Testicular cancer develops in one or both testicles — part of the reproductive system that produces male hormones and sperm. It is a highly curable cancer, particularly when you find and treat it early. 

Testicular cancer is the most common cancer in young men, ages 20 to 35 years old. But it can develop at any age.

Testicular cancer symptoms

Testicular cancer symptoms include the following:

  • A painless lump or swelling in the testicle(s)
  • Feeling of heaviness or achiness in the lower abdomen or groin
  • A sudden build-up of fluid in the scrotum
  • Pain or discomfort in the testicle(s) or scrotum

Having these signs does not necessarily mean you have testicular cancer. Other conditions have similar symptoms.

Types of testicular cancer

There are two types of testicular cancer:

  • Nonseminoma: The most common type of testicular cancer. It tends to grow and spread (metastasize) more quickly than seminomas.
  • Seminoma: A slow-growing cancer that typically stays just in the testes, but can spread to the lymph nodes. It is most common in men in their 30s and 40s.

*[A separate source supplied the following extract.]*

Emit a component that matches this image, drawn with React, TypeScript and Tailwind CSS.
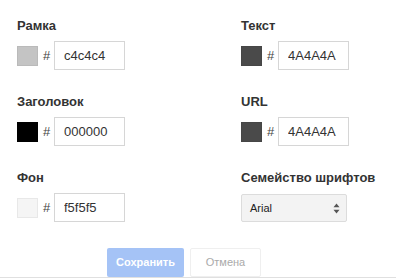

Testicular cancer: what you should know

  • Having one testicle removed (as part of your treatment) will not affect your sex drive or your ability to have an erection and experience orgasm.
  • Infertility is one of the most serious side effects of testicular cancer treatment. If you want to have children, you can bank (or freeze) your sperm before starting treatment.
  • If you had an undescended testicle (cryptorchidism) at birth, you have an increased risk of developing testicular cancer.

How can I get help for testicular cancer?

If your primary care doctor finds a lump and recommends further testing and evaluation, testicular cancer specialists at Rush can diagnose your condition and determine your treatment plan.

Care for testicular cancer at Rush

Your treatment options depend on the type and stage of the cancer and how fast it is growing. Your care may include one or more approaches: 

  • Surgery: Removes the testicle and some lymph nodes (to determine if the cancer has spread).
  • Chemotherapy: Destroys the cancer cells and stops them from growing.
  • Radiation therapy: Kills the cancer or keeps it from spreading.
  • Stem cell transplant: Replaces and restores your body’s blood cells destroyed by high doses of chemotherapy.
  • Watchful waiting: Monitors your condition closely — without any treatment — until your symptoms change. This is often the best approach if your testicular cancer is small and doesn’t appear to be growing.

Why choose Rush for testicular cancer care

  • The urology program at Rush is consistently ranked as one of the best in the country in U.S. News and World Report.
  • If you are facing infertility after testicular cancer treatment, specialists at the Rush Center for Advanced Reproductive Care collaborate with your urologist to determine the most effective fertility options. They can also guide you through cryopreservation to freeze your sperm before your cancer treatment.
  • Researchers at Rush are constantly working on new and effective ways to preserve fertility in men with testicular cancer.
  • The Rush University Cancer Center has received outstanding achievement awards from the Commission on Cancer of the American College of Surgeons. The awards recognize programs that excel in providing quality cancer care.
  • At Rush, you have access to the Cancer Integrative Medicine Program, which offers complementary therapies, such as acupuncture, massage and yoga to help ease the mental and physical stress of treatment.